>> BEGIN

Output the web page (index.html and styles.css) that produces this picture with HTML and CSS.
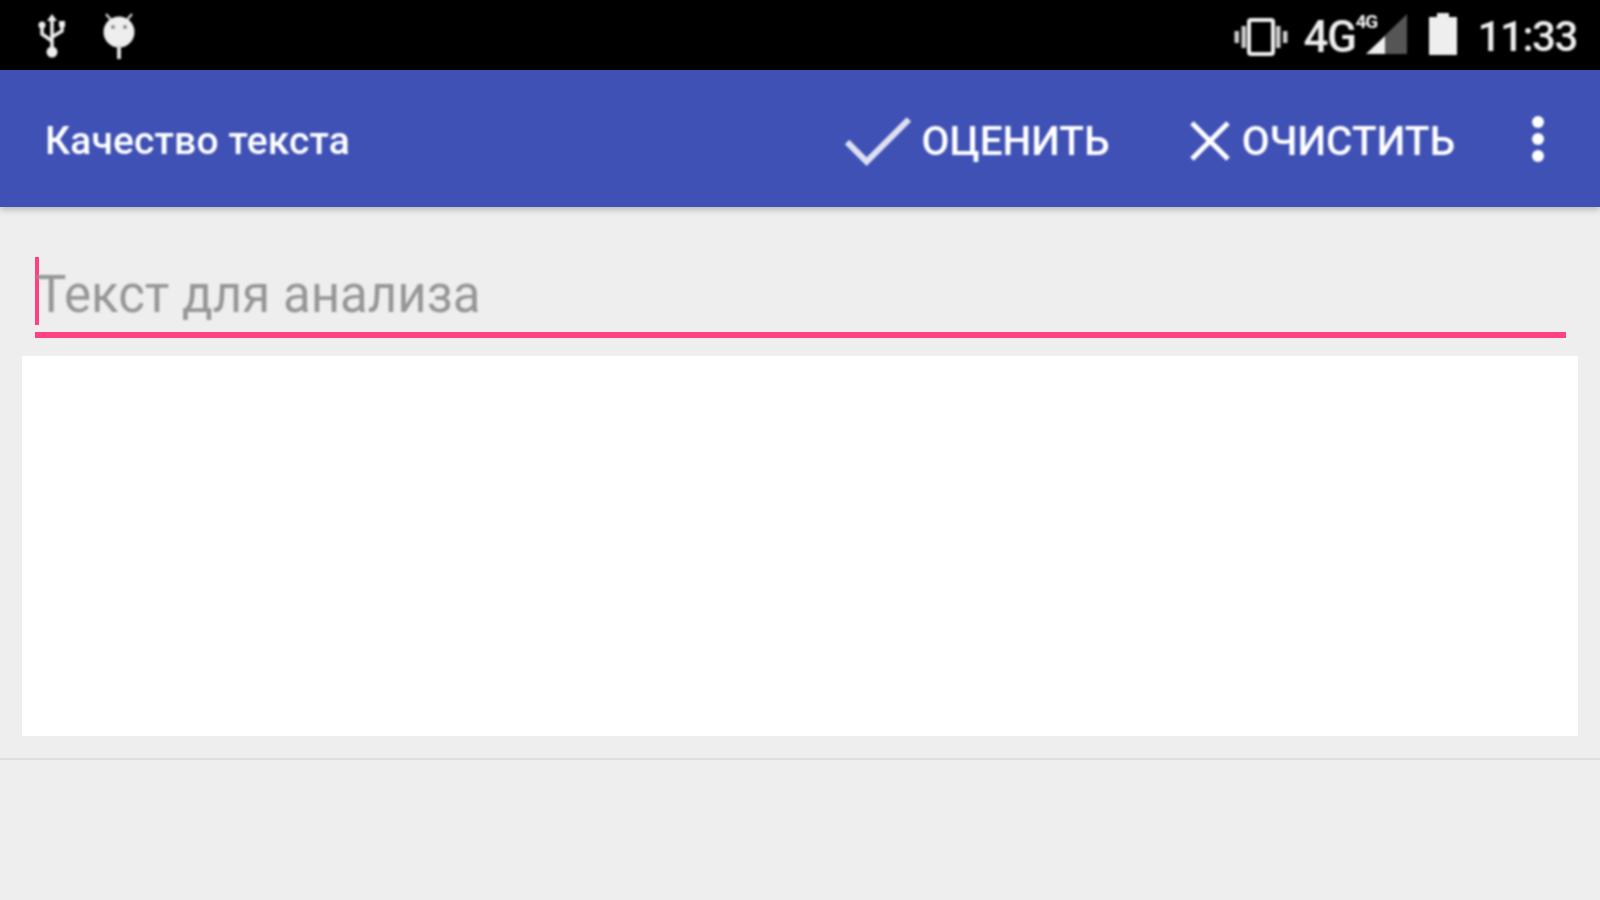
FILE: index.html
```html
<!DOCTYPE html>
<html lang="ru">
<head>
    <meta charset="UTF-8">
    <meta name="viewport" content="width=device-width, initial-scale=1.0">
    <title>Качество текста</title>
    <link rel="stylesheet" href="styles.css">
</head>
<body>
    <div class="status-bar">
        <div class="status-left">
            <svg class="icon-usb" width="30" height="44" viewBox="0 0 30 44" fill="none" stroke="#eee" stroke-width="3.5">
                <path d="M15 4V36M15 27L5 20V13M15 23L25 17V11"/>
                <path d="M15 0L20 7H10Z" fill="#eee" stroke="none"/>
                <circle cx="5" cy="11" r="3.5" fill="#eee" stroke="none"/>
                <rect x="22" y="7" width="6" height="6" fill="#eee" stroke="none"/>
                <circle cx="15" cy="38" r="5.5" fill="#eee" stroke="none"/>
            </svg>
            <svg class="icon-debug" width="32" height="46" viewBox="0 0 32 46">
                <path d="M3 1L9 8M29 1L23 8" stroke="#ccc" stroke-width="2.5" fill="none"/>
                <circle cx="16" cy="19" r="15.5" fill="#eee"/>
                <circle cx="10" cy="14" r="2" fill="#888"/>
                <circle cx="22" cy="14" r="2" fill="#888"/>
                <rect x="14" y="32" width="4" height="14" fill="#ddd"/>
            </svg>
        </div>
        <div class="status-right">
            <svg class="icon-vibrate" width="54" height="38" viewBox="0 0 54 38" fill="none">
                <rect x="15" y="2" width="24" height="34" rx="2" stroke="#eee" stroke-width="4"/>
                <rect x="7.5" y="8" width="4.5" height="22" fill="#ccc"/>
                <rect x="42" y="8" width="4.5" height="22" fill="#ccc"/>
                <rect x="0.5" y="13" width="4.5" height="12" fill="#ccc"/>
                <rect x="49" y="13" width="4.5" height="12" fill="#ccc"/>
            </svg>
            <div class="network">
                <span class="network-main">4G</span>
                <span class="network-sub">4G</span>
            </div>
            <svg class="icon-signal" width="42" height="40" viewBox="0 0 42 40">
                <path d="M41 0V40H0Z" fill="#555"/>
                <path d="M19 22V40H0Z" fill="#eee"/>
            </svg>
            <svg class="icon-battery" width="28" height="42" viewBox="0 0 28 42">
                <path d="M8 0H20V4H28V42H0V4H8Z" fill="#eee"/>
            </svg>
            <span class="clock">11:33</span>
        </div>
    </div>
    <header class="app-bar">
        <p class="app-title">Качество текста</p>
        <div class="actions">
            <button class="action action-rate">
                <svg width="68" height="52" viewBox="0 0 66 50" fill="none" stroke="#dfe1f2" stroke-width="6">
                    <path d="M3 26L22 45L63 4"/>
                </svg>
                ОЦЕНИТЬ
            </button>
            <button class="action action-clear">
                <svg width="42" height="42" viewBox="0 0 42 42" fill="none" stroke="#fff" stroke-width="5">
                    <path d="M3 3L39 39M39 3L3 39"/>
                </svg>
                ОЧИСТИТЬ
            </button>
            <div class="more">
                <span></span>
                <span></span>
                <span></span>
            </div>
        </div>
    </header>
    <main class="content">
        <div class="text-field">
            <span class="caret"></span>
            <span class="placeholder">Текст для анализа</span>
        </div>
        <div class="result"></div>
        <div class="divider"></div>
    </main>
</body>
</html>
```

FILE: styles.css
```css
html, body {
    height: 100%;
}
body {
    font-family: Roboto, "Noto Sans", sans-serif;
    margin: 0;
    padding: 0;
    background-color: #eeeeee;
    overflow: hidden;
}
.status-bar {
    height: 70px;
    box-sizing: border-box;
    background-color: #000;
    display: flex;
    justify-content: space-between;
    align-items: center;
    padding: 4px 23px 0 37px;
    color: #eee;
}
.status-left, .status-right {
    display: flex;
    align-items: center;
    filter: blur(1px);
}
.status-left {
    margin-top: -2px;
}
.icon-debug {
    margin-left: 36px;
}
.network {
    display: flex;
    align-items: flex-start;
    margin-left: 15px;
    width: 62px;
}
.network-main {
    font-size: 44px;
    line-height: 44px;
    font-weight: 500;
    letter-spacing: -1.5px;
}
.network-sub {
    font-size: 19px;
    line-height: 20px;
    font-weight: 700;
    letter-spacing: -1px;
    margin-top: -3px;
}
.icon-signal {
    margin-left: 1px;
    margin-top: -6px;
}
.icon-battery {
    margin-left: 21px;
    margin-top: -6px;
}
.clock {
    font-size: 42px;
    line-height: 44px;
    font-weight: 500;
    margin-left: 20px;
    letter-spacing: -1.4px;
}
.app-bar {
    height: 137px;
    box-sizing: border-box;
    background-color: #3f51b5;
    display: flex;
    justify-content: space-between;
    align-items: center;
    padding: 4px 0 0 45px;
    color: #fff;
    box-shadow: 0 3px 6px rgba(0, 0, 0, 0.22);
    position: relative;
}
.app-title {
    margin: 0;
    font-size: 39px;
    font-weight: 500;
    letter-spacing: 0.15px;
    filter: blur(0.8px);
}
.actions {
    display: flex;
    align-items: center;
    filter: blur(0.8px);
}
.action {
    display: flex;
    align-items: center;
    background: none;
    border: none;
    padding: 0;
    color: #fff;
    font-family: inherit;
    font-size: 40.5px;
    font-weight: 500;
}
.action-rate svg {
    margin-right: 10px;
}
.action-clear {
    margin-left: 79px;
}
.action-clear svg {
    margin-right: 11px;
}
.more {
    display: flex;
    flex-direction: column;
    gap: 5px;
    margin: -4px 56px 0 77px;
}
.more span {
    display: block;
    width: 12px;
    height: 12px;
    border-radius: 50%;
    background-color: #fff;
}
.content {
    padding: 50px 22px 0;
}
.text-field {
    display: flex;
    align-items: center;
    height: 75px;
    margin: 0 12px 0 13px;
    border-bottom: 6px solid #ff4081;
    position: relative;
}
.caret {
    position: absolute;
    left: 0;
    top: 0;
    width: 4px;
    height: 68px;
    background-color: #ff4081;
}
.placeholder {
    font-size: 51px;
    color: #969696;
    padding-left: 1px;
    filter: blur(0.8px);
}
.result {
    height: 380px;
    margin-top: 18px;
    background-color: #fff;
}
.divider {
    height: 2px;
    margin: 22px -22px 0;
    background-color: #dedede;
}
```
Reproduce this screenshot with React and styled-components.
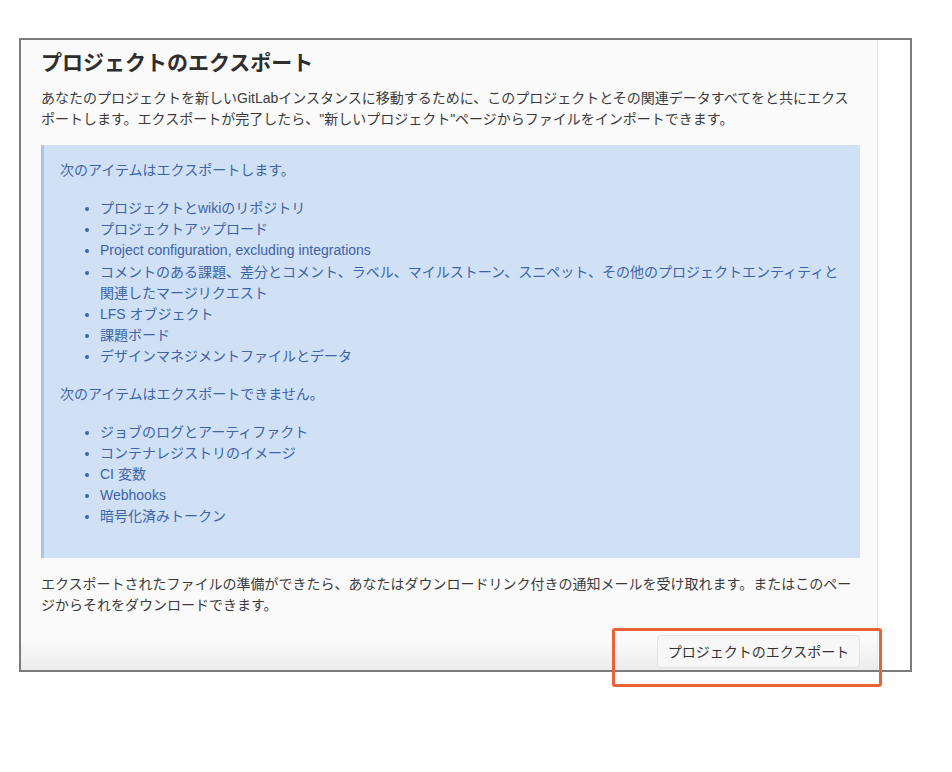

>> END

■ The request:
Each entry must be retyped word for word, with every image omitted.

■ Expected answer:
Output the web page (index.html and styles.css) that produces this picture with HTML and CSS.
FILE: index.html
```html
<!DOCTYPE html>
<html lang="ru">
<head>
    <meta charset="UTF-8">
    <meta name="viewport" content="width=device-width, initial-scale=1.0">
    <title>Качество текста</title>
    <link rel="stylesheet" href="styles.css">
</head>
<body>
    <div class="status-bar">
        <div class="status-left">
            <svg class="icon-usb" width="30" height="44" viewBox="0 0 30 44" fill="none" stroke="#eee" stroke-width="3.5">
                <path d="M15 4V36M15 27L5 20V13M15 23L25 17V11"/>
                <path d="M15 0L20 7H10Z" fill="#eee" stroke="none"/>
                <circle cx="5" cy="11" r="3.5" fill="#eee" stroke="none"/>
                <rect x="22" y="7" width="6" height="6" fill="#eee" stroke="none"/>
                <circle cx="15" cy="38" r="5.5" fill="#eee" stroke="none"/>
            </svg>
            <svg class="icon-debug" width="32" height="46" viewBox="0 0 32 46">
                <path d="M3 1L9 8M29 1L23 8" stroke="#ccc" stroke-width="2.5" fill="none"/>
                <circle cx="16" cy="19" r="15.5" fill="#eee"/>
                <circle cx="10" cy="14" r="2" fill="#888"/>
                <circle cx="22" cy="14" r="2" fill="#888"/>
                <rect x="14" y="32" width="4" height="14" fill="#ddd"/>
            </svg>
        </div>
        <div class="status-right">
            <svg class="icon-vibrate" width="54" height="38" viewBox="0 0 54 38" fill="none">
                <rect x="15" y="2" width="24" height="34" rx="2" stroke="#eee" stroke-width="4"/>
                <rect x="7.5" y="8" width="4.5" height="22" fill="#ccc"/>
                <rect x="42" y="8" width="4.5" height="22" fill="#ccc"/>
                <rect x="0.5" y="13" width="4.5" height="12" fill="#ccc"/>
                <rect x="49" y="13" width="4.5" height="12" fill="#ccc"/>
            </svg>
            <div class="network">
                <span class="network-main">4G</span>
                <span class="network-sub">4G</span>
            </div>
            <svg class="icon-signal" width="42" height="40" viewBox="0 0 42 40">
                <path d="M41 0V40H0Z" fill="#555"/>
                <path d="M19 22V40H0Z" fill="#eee"/>
            </svg>
            <svg class="icon-battery" width="28" height="42" viewBox="0 0 28 42">
                <path d="M8 0H20V4H28V42H0V4H8Z" fill="#eee"/>
            </svg>
            <span class="clock">11:33</span>
        </div>
    </div>
    <header class="app-bar">
        <p class="app-title">Качество текста</p>
        <div class="actions">
            <button class="action action-rate">
                <svg width="68" height="52" viewBox="0 0 66 50" fill="none" stroke="#dfe1f2" stroke-width="6">
                    <path d="M3 26L22 45L63 4"/>
                </svg>
                ОЦЕНИТЬ
            </button>
            <button class="action action-clear">
                <svg width="42" height="42" viewBox="0 0 42 42" fill="none" stroke="#fff" stroke-width="5">
                    <path d="M3 3L39 39M39 3L3 39"/>
                </svg>
                ОЧИСТИТЬ
            </button>
            <div class="more">
                <span></span>
                <span></span>
                <span></span>
            </div>
        </div>
    </header>
    <main class="content">
        <div class="text-field">
            <span class="caret"></span>
            <span class="placeholder">Текст для анализа</span>
        </div>
        <div class="result"></div>
        <div class="divider"></div>
    </main>
</body>
</html>
```

FILE: styles.css
```css
html, body {
    height: 100%;
}
body {
    font-family: Roboto, "Noto Sans", sans-serif;
    margin: 0;
    padding: 0;
    background-color: #eeeeee;
    overflow: hidden;
}
.status-bar {
    height: 70px;
    box-sizing: border-box;
    background-color: #000;
    display: flex;
    justify-content: space-between;
    align-items: center;
    padding: 4px 23px 0 37px;
    color: #eee;
}
.status-left, .status-right {
    display: flex;
    align-items: center;
    filter: blur(1px);
}
.status-left {
    margin-top: -2px;
}
.icon-debug {
    margin-left: 36px;
}
.network {
    display: flex;
    align-items: flex-start;
    margin-left: 15px;
    width: 62px;
}
.network-main {
    font-size: 44px;
    line-height: 44px;
    font-weight: 500;
    letter-spacing: -1.5px;
}
.network-sub {
    font-size: 19px;
    line-height: 20px;
    font-weight: 700;
    letter-spacing: -1px;
    margin-top: -3px;
}
.icon-signal {
    margin-left: 1px;
    margin-top: -6px;
}
.icon-battery {
    margin-left: 21px;
    margin-top: -6px;
}
.clock {
    font-size: 42px;
    line-height: 44px;
    font-weight: 500;
    margin-left: 20px;
    letter-spacing: -1.4px;
}
.app-bar {
    height: 137px;
    box-sizing: border-box;
    background-color: #3f51b5;
    display: flex;
    justify-content: space-between;
    align-items: center;
    padding: 4px 0 0 45px;
    color: #fff;
    box-shadow: 0 3px 6px rgba(0, 0, 0, 0.22);
    position: relative;
}
.app-title {
    margin: 0;
    font-size: 39px;
    font-weight: 500;
    letter-spacing: 0.15px;
    filter: blur(0.8px);
}
.actions {
    display: flex;
    align-items: center;
    filter: blur(0.8px);
}
.action {
    display: flex;
    align-items: center;
    background: none;
    border: none;
    padding: 0;
    color: #fff;
    font-family: inherit;
    font-size: 40.5px;
    font-weight: 500;
}
.action-rate svg {
    margin-right: 10px;
}
.action-clear {
    margin-left: 79px;
}
.action-clear svg {
    margin-right: 11px;
}
.more {
    display: flex;
    flex-direction: column;
    gap: 5px;
    margin: -4px 56px 0 77px;
}
.more span {
    display: block;
    width: 12px;
    height: 12px;
    border-radius: 50%;
    background-color: #fff;
}
.content {
    padding: 50px 22px 0;
}
.text-field {
    display: flex;
    align-items: center;
    height: 75px;
    margin: 0 12px 0 13px;
    border-bottom: 6px solid #ff4081;
    position: relative;
}
.caret {
    position: absolute;
    left: 0;
    top: 0;
    width: 4px;
    height: 68px;
    background-color: #ff4081;
}
.placeholder {
    font-size: 51px;
    color: #969696;
    padding-left: 1px;
    filter: blur(0.8px);
}
.result {
    height: 380px;
    margin-top: 18px;
    background-color: #fff;
}
.divider {
    height: 2px;
    margin: 22px -22px 0;
    background-color: #dedede;
}
```
Reproduce this screenshot with React and styled-components.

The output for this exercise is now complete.